1 障害者控除とは
相続人や受遺者(遺言により遺贈を受けた人)が障害者である場合には、その相続人や受遺者に課税される相続税が一定額軽減されます。
障害者が生命保険金の受取人に指定されている場合も、生命保険金のうち非課税限度額を超える部分について課税される相続税は一定額軽減されます。
このような制度を障害者控除といいます。
2 障害者控除の要件
障害者控除を用いることができるのは、次の要件を満たす場合です。
① 相続や遺贈により財産を取得した時点で特別障害者または一般障害者であること
② 相続や遺贈で財産を取得した人が法定相続人であること
①から、相続や遺贈の時点、つまり、被相続人が亡くなった時点で特別障害者または一般障害者であることが要件になります。

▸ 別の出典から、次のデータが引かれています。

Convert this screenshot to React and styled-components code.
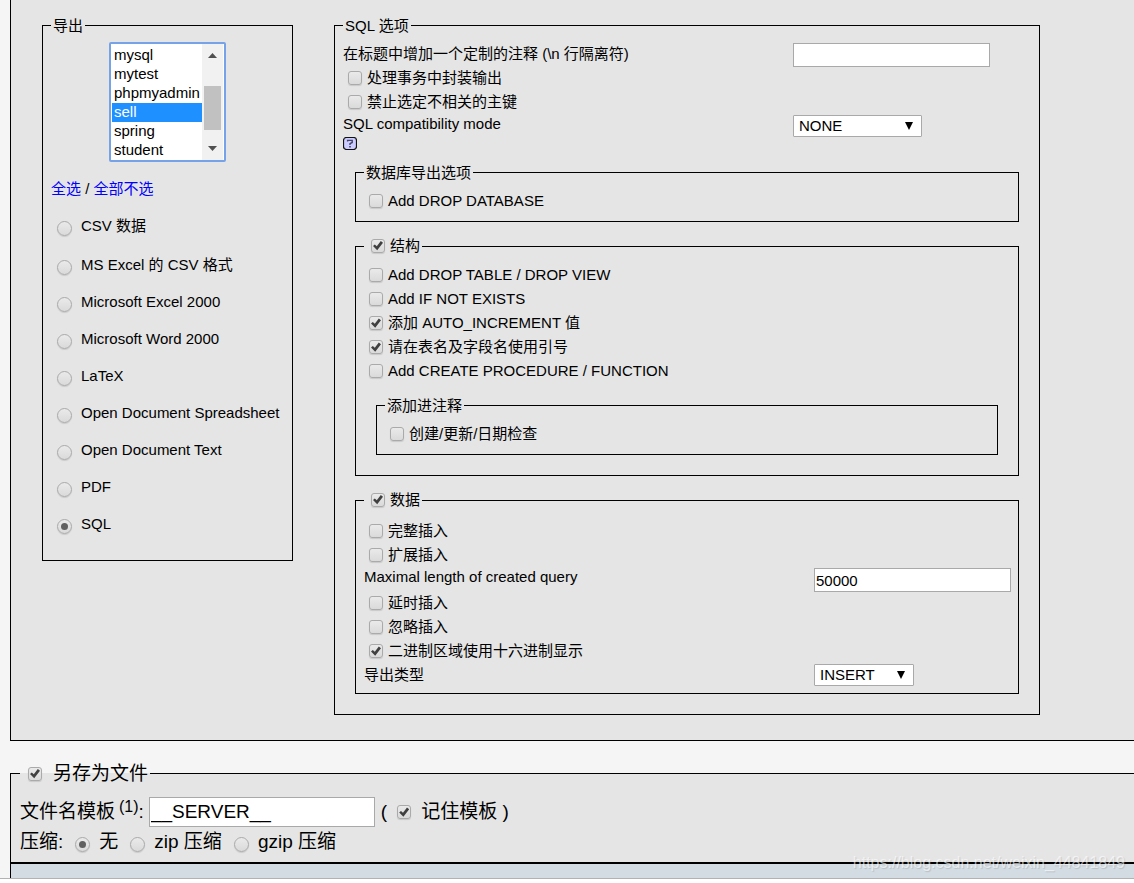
import React from "react";
import styled, { createGlobalStyle, css } from "styled-components";

const GlobalStyle = createGlobalStyle`
  *, *::before, *::after { box-sizing: border-box; }
  body {
    margin: 0;
    background: #fff;
    color: #000;
    font: 15px/20px "Liberation Sans", Arial, "Noto Sans CJK SC", sans-serif;
    overflow-x: hidden;
  }
  input, select, button { font: inherit; color: inherit; margin: 0; }
`;

const Page = styled.main`
  position: relative;
  background: #f5f5f5;
  border-bottom: 1px solid #b2b2b2;
`;

const Panel = styled.section`
  display: flex;
  align-items: flex-start;
  gap: 41px;
  margin-left: 10px;
  padding: 15px 94px 25px 31px;
  background: #e5e5e5;
  border: solid #000;
  border-width: 0 0 1px 1px;
`;

const Group = styled.fieldset`
  min-width: 0;
  margin: 0;
  padding: 6px 8px 8px;
  border: 1px solid #000;
`;

const FormatGroup = styled(Group)`
  flex: none;
  width: 251px;
  padding-bottom: 9px;
`;

const SqlGroup = styled(Group)`
  flex: 1;
`;

const SubGroup = styled(Group)`
  margin: ${(p) => p.$top || 14}px 12px 0;
  ${(p) => p.$last && css`margin-bottom: 12px;`}
  ${(p) => p.$roomy && css`padding: 8px 8px 6px;`}
`;

const Legend = styled.legend`
  padding: 0 2px;
  line-height: 21px;
`;

const ToggleLegend = styled(Legend)`
  padding: 0 2px 2px 7px;
  line-height: 19px;
`;

const OptionLabel = styled.label`
  display: inline-flex;
  align-items: center;
  gap: 5px;
  vertical-align: top;
`;

const Checkbox = styled.input.attrs({ type: "checkbox" })`
  appearance: none;
  flex: none;
  display: grid;
  place-items: center;
  width: 14px;
  height: 14px;
  border: 1px solid #aaa;
  border-radius: 3px;
  background: linear-gradient(#eaeaea, #dadada);
  box-shadow: 0 1px 1px rgba(0, 0, 0, 0.12);
  &:checked::after {
    content: "";
    width: 10px;
    height: 10px;
    background: #404040;
    clip-path: polygon(0% 56%, 18% 40%, 38% 58%, 78% 4%, 100% 22%, 42% 98%);
  }
`;

const Radio = styled.input.attrs({ type: "radio" })`
  appearance: none;
  flex: none;
  display: grid;
  place-items: center;
  width: 15px;
  height: 15px;
  border: 1px solid #aaa;
  border-radius: 50%;
  background: linear-gradient(#eaeaea, #dadada);
  box-shadow: 0 1px 1px rgba(0, 0, 0, 0.12);
  &:checked::after {
    content: "";
    width: 7px;
    height: 7px;
    border-radius: 50%;
    background: #606060;
  }
`;

const CheckRow = styled.div`
  display: flex;
  align-items: center;
  height: 24px;
  padding-left: 5px;
`;

const FieldRow = styled.div`
  display: grid;
  grid-template-columns: 450px 1fr;
  align-items: start;
  height: ${(p) => (p.$auto ? "auto" : "24px")};
`;

const FieldLabel = styled.label`
  line-height: ${(p) => (p.$tall ? 24 : 20)}px;
`;

const TextInput = styled.input.attrs({ type: "text" })`
  width: 197px;
  height: 24px;
  margin-top: 1px;
  padding: 0 1px;
  border: 1px solid #a9a9a9;
  background: #fff;
`;

const SelectWrap = styled.div`
  position: relative;
  width: ${(p) => p.$width}px;
  margin-top: 1px;
`;

const Select = styled.select`
  appearance: none;
  display: block;
  width: 100%;
  height: 22px;
  padding: 0 20px 0 5px;
  border: 1px solid #a9a9a9;
  border-radius: 1px;
  background: #fff;
`;

const SelectArrow = styled.svg`
  position: absolute;
  top: 7px;
  right: 9px;
  pointer-events: none;
`;

const HelpLink = styled.a`
  display: block;
  width: 14px;
  height: 19px;
  padding-top: 1px;
`;

const DatabaseList = styled.div`
  display: flex;
  width: 117px;
  height: 120px;
  margin: 0 auto;
  border: 2px solid #76a3e8;
  border-radius: 2px;
  background: #fff;
`;

const DatabaseSelect = styled.select`
  flex: 1;
  min-width: 0;
  height: 100%;
  padding: 2px 0 0 1px;
  border: 0;
  outline: 0;
  background: #fff;
  overflow: hidden;
  scrollbar-width: none;
  option {
    height: 19px;
    min-height: 19px;
    padding: 0 2px;
    line-height: 19px;
    overflow: hidden;
  }
  option:checked {
    background: linear-gradient(#1e90ff, #1e90ff);
    -webkit-text-fill-color: #fff;
  }
`;

const ScrollTrack = styled.div`
  display: flex;
  flex-direction: column;
  align-items: center;
  width: 21px;
  margin-right: 1px;
  padding: 9px 0;
  background: #f1f1f1;
`;

const ScrollThumb = styled.div`
  width: 17px;
  height: 44px;
  margin: 28px 0 auto;
  background: #c1c1c1;
`;

const SelectLinks = styled.p`
  margin: 17px 0;
  line-height: 20px;
  a { color: #00f; text-decoration: none; }
`;

const FormatRow = styled.div`
  display: flex;
  align-items: flex-start;
  height: ${(p) => (p.$tall ? 39 : 37)}px;
  padding-left: 6px;
`;

const FormatLabel = styled.label`
  display: flex;
  gap: 9px;
  line-height: 20px;
  white-space: nowrap;
  ${Radio} { margin-top: 5px; }
`;

const SaveGroup = styled(Group)`
  margin: 19px 0 0 10px;
  padding: 9px 9px 6px;
  border-right: 0;
  background: #e5e5e5;
  font-size: 19px;
`;

const SaveLegend = styled.legend`
  padding: 0 2px 0 8px;
  line-height: 27px;
`;

const SaveLabel = styled(OptionLabel)`
  gap: ${(p) => p.$gap || 10}px;
`;

const SaveRow = styled.div`
  display: flex;
  align-items: center;
  height: ${(p) => (p.$tall ? 32 : 28)}px;
  line-height: 28px;
  white-space: nowrap;
`;

const FootnoteRef = styled.sup`
  margin-left: 4px;
  font-size: 16px;
  line-height: 0;
  vertical-align: 6px;
`;

const TemplateInput = styled(TextInput)`
  width: 226px;
  height: 30px;
  margin: 0 6px 0 5px;
`;

const Remember = styled.span`
  display: inline-flex;
  align-items: center;
  gap: 10px;
`;

const Compression = styled.div`
  display: flex;
  gap: 12px;
  margin-left: 12px;
  ${Radio} { margin-top: 4px; }
`;

const ActionBar = styled.footer`
  height: 15px;
  margin-left: 10px;
  border: solid #000;
  border-width: 1px 0 0 1px;
  background: #d3dce3;
`;

const Watermark = styled.div`
  position: absolute;
  right: 9px;
  bottom: 5px;
  font-size: 16px;
  line-height: 20px;
  color: rgba(255, 255, 255, 0.6);
  text-shadow: 1px 1px 1px rgba(0, 0, 0, 0.12);
`;

const DATABASES = ["mysql", "mytest", "phpmyadmin", "sell", "spring", "student"];

const FORMATS = [
  "CSV 数据",
  "MS Excel 的 CSV 格式",
  "Microsoft Excel 2000",
  "Microsoft Word 2000",
  "LaTeX",
  "Open Document Spreadsheet",
  "Open Document Text",
  "PDF",
  "SQL",
];

function CheckOption({ label, checked }) {
  return (
    <CheckRow>
      <OptionLabel>
        <Checkbox defaultChecked={checked} />
        {label}
      </OptionLabel>
    </CheckRow>
  );
}

function DropDown({ id, value, width }) {
  return (
    <SelectWrap $width={width}>
      <Select id={id} defaultValue={value}>
        <option>{value}</option>
      </Select>
      <SelectArrow width="8" height="8" viewBox="0 0 8 8" aria-hidden="true">
        <path d="M0 0h8L4 8z" fill="#000" />
      </SelectArrow>
    </SelectWrap>
  );
}

function HelpIcon() {
  return (
    <svg width="14" height="13" viewBox="0 0 14 13" aria-hidden="true">
      <rect x="0.5" y="0.5" width="13" height="12" rx="3" fill="#ccccff" stroke="#111" strokeWidth="1.2" />
      <path d="M4.6 4.6V3.4h4.6v2.1L7 6.6v1.5" fill="none" stroke="#444466" strokeWidth="1.4" />
      <path d="M6.2 9.1h1.6v1.5H6.2z" fill="#444466" />
    </svg>
  );
}

function ScrollArrow({ down }) {
  return (
    <svg width="9" height="5" viewBox="0 0 9 5" aria-hidden="true">
      <path d={down ? "M0 0h9L4.500 5z" : "M0 5h9L4.500 0z"} fill="#505050" />
    </svg>
  );
}

export default function App() {
  return (
    <>
      <GlobalStyle />
      <Page>
        <Panel>
          <FormatGroup>
            <Legend>导出</Legend>
            <DatabaseList>
              <DatabaseSelect multiple size={6} defaultValue={["sell"]} aria-label="导出">
                {DATABASES.map((name) => (
                  <option key={name}>{name}</option>
                ))}
              </DatabaseSelect>
              <ScrollTrack>
                <ScrollArrow />
                <ScrollThumb />
                <ScrollArrow down />
              </ScrollTrack>
            </DatabaseList>
            <SelectLinks>
              <a href="#all">全选</a> / <a href="#none">全部不选</a>
            </SelectLinks>
            {FORMATS.map((name, i) => (
              <FormatRow key={name} $tall={i === 0}>
                <FormatLabel>
                  <Radio name="format" defaultChecked={name === "SQL"} />
                  {name}
                </FormatLabel>
              </FormatRow>
            ))}
          </FormatGroup>

          <SqlGroup>
            <Legend>SQL 选项</Legend>
            <FieldRow>
              <FieldLabel htmlFor="comment" $tall>在标题中增加一个定制的注释 (\n 行隔离符)</FieldLabel>
              <TextInput id="comment" />
            </FieldRow>
            <CheckOption label="处理事务中封装输出" />
            <CheckOption label="禁止选定不相关的主键" />
            <FieldRow $auto>
              <div>
                <FieldLabel htmlFor="compat">SQL compatibility mode</FieldLabel>
                <HelpLink href="#help" aria-label="?">
                  <HelpIcon />
                </HelpLink>
              </div>
              <DropDown id="compat" value="NONE" width={129} />
            </FieldRow>

            <SubGroup $top={9}>
              <Legend>数据库导出选项</Legend>
              <CheckOption label="Add DROP DATABASE" />
            </SubGroup>

            <SubGroup>
              <ToggleLegend>
                <OptionLabel>
                  <Checkbox defaultChecked />
                  结构
                </OptionLabel>
              </ToggleLegend>
              <CheckOption label="Add DROP TABLE / DROP VIEW" />
              <CheckOption label="Add IF NOT EXISTS" />
              <CheckOption label="添加 AUTO_INCREMENT 值" checked />
              <CheckOption label="请在表名及字段名使用引号" checked />
              <CheckOption label="Add CREATE PROCEDURE / FUNCTION" />
              <SubGroup $last $top={12}>
                <Legend>添加进注释</Legend>
                <CheckOption label="创建/更新/日期检查" />
              </SubGroup>
            </SubGroup>

            <SubGroup $roomy $last>
              <ToggleLegend>
                <OptionLabel>
                  <Checkbox defaultChecked />
                  数据
                </OptionLabel>
              </ToggleLegend>
              <CheckOption label="完整插入" />
              <CheckOption label="扩展插入" />
              <FieldRow>
                <FieldLabel htmlFor="maxlen">Maximal length of created query</FieldLabel>
                <TextInput id="maxlen" defaultValue="50000" />
              </FieldRow>
              <CheckOption label="延时插入" />
              <CheckOption label="忽略插入" />
              <CheckOption label="二进制区域使用十六进制显示" checked />
              <FieldRow>
                <FieldLabel htmlFor="type" $tall>导出类型</FieldLabel>
                <DropDown id="type" value="INSERT" width={100} />
              </FieldRow>
            </SubGroup>
          </SqlGroup>
        </Panel>

        <SaveGroup>
          <SaveLegend>
            <SaveLabel $gap={11}>
              <Checkbox defaultChecked />
              另存为文件
            </SaveLabel>
          </SaveLegend>
          <SaveRow $tall>
            <label htmlFor="template">
              文件名模板<FootnoteRef>(1)</FootnoteRef>:
            </label>
            <TemplateInput id="template" defaultValue="__SERVER__" />
            <Remember>
              (
              <SaveLabel>
                <Checkbox defaultChecked />
                记住模板 )
              </SaveLabel>
            </Remember>
          </SaveRow>
          <SaveRow>
            压缩:
            <Compression>
              <SaveLabel $gap={9}>
                <Radio name="compression" defaultChecked />无
              </SaveLabel>
              <SaveLabel $gap={9}>
                <Radio name="compression" />zip 压缩
              </SaveLabel>
              <SaveLabel $gap={9}>
                <Radio name="compression" />gzip 压缩
              </SaveLabel>
            </Compression>
          </SaveRow>
        </SaveGroup>
        <ActionBar />
        <Watermark>https://blog.csdn.net/weixin_44841849</Watermark>
      </Page>
    </>
  );
}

特別障害者または一般障害者にあたるかどうかは、次の基準で判断されることとなります。
・ 精神障害者保健福祉手帳
1級→特別障害者
2級、3級→一般障害者
・ 身体障害者手帳
1級、2級→特別障害者
3級、4級、5級、6級→一般障害者
・ 療育手帳
重度の知的障害者→特別障害者
上記以外の知的障害者→一般障害者
・ 寝たきりの状態にある者のうち、市町村長等の認定を受けた者
認定に応じて、特別障害者または一般障害者
・ 障害のある65歳以上の者のうち、市町村長等の認定を受けた者
認定に応じて、特別障害者または一般障害者
・ 精神上の障害により事理を弁識する能力を欠く常況にある者(成年被後見人を含む)
特別障害者
②から、障害者が法定相続人である場合に限り、障害者控除を用いることができることとなります。
なお、相続放棄が行われた場合であっても、相続放棄がなかったものとして、法定相続人に当たるかどうかが判断されることとなります。
このため、法定相続人である障害者が相続放棄を行ったとしても、障害者控除を用いることができることとなります。
3 障害者控除の額
障害者控除により、相続税が以下の金額で減額されることとなります。
障害者控除は、いわゆる税額控除に該当し、控除額がそのまま相続税が差し引かれることとなりますので、大きく相続税が減額される可能性があります。
・ 特別障害者の場合
(85歳-相続や遺贈の時点の年齢)×20万円
・ 一般障害者の場合
(85歳-相続や遺贈の時点の年齢)×10万円
※ 相続や遺贈の時点の年齢については、1年未満の端数は切り捨てとなります。
たとえば、被相続人が亡くなった時点で35歳10か月であった場合、相続の時点の年齢は切り捨てにより35歳になりますので、以下のとおりとなります。
・ 特別障害者の場合
(85歳-35歳)×20万円=1000万円
・ 一般障害者の場合
(85歳-35歳)×10万円=500万円
このように、障害者控除は、大きな税額軽減の効果がありますが、見逃されがちな制度でもあります。
三重県の案件でも、当法人が関与する前の段階では、障害者控除を見逃して申告がなされていることが時々あります。
このような場合には、当法人において、更正の請求を行い、相続税の還付のお手伝いをさせていただくこともあります。
4 障害者控除額が障害者に課税される相続税額よりも大きく、余りが生じる場合
上記により計算された障害者控除額が、障害者に課税される相続税額よりも大きく、控除額の余りが生じることがあります。
このような控除額の余りは、さらに、障害者の扶養義務者に課税される相続税から控除することができます。
扶養義務者は、以下のとおりです。
・ 配偶者
・ 直系血族
・ 兄弟姉妹
・ 3親等内の親族のうち、家庭裁判所が扶養義務を負わせた者
たとえば、障害者に課税される相続税額が200万円であり、障害者控除額が500万円でしたら、300万円の控除額の余りが生じることとなります。
この300万円の控除額の余りは、さらに、配偶者、直系血族、兄弟姉妹等に課税される相続税から控除することができます。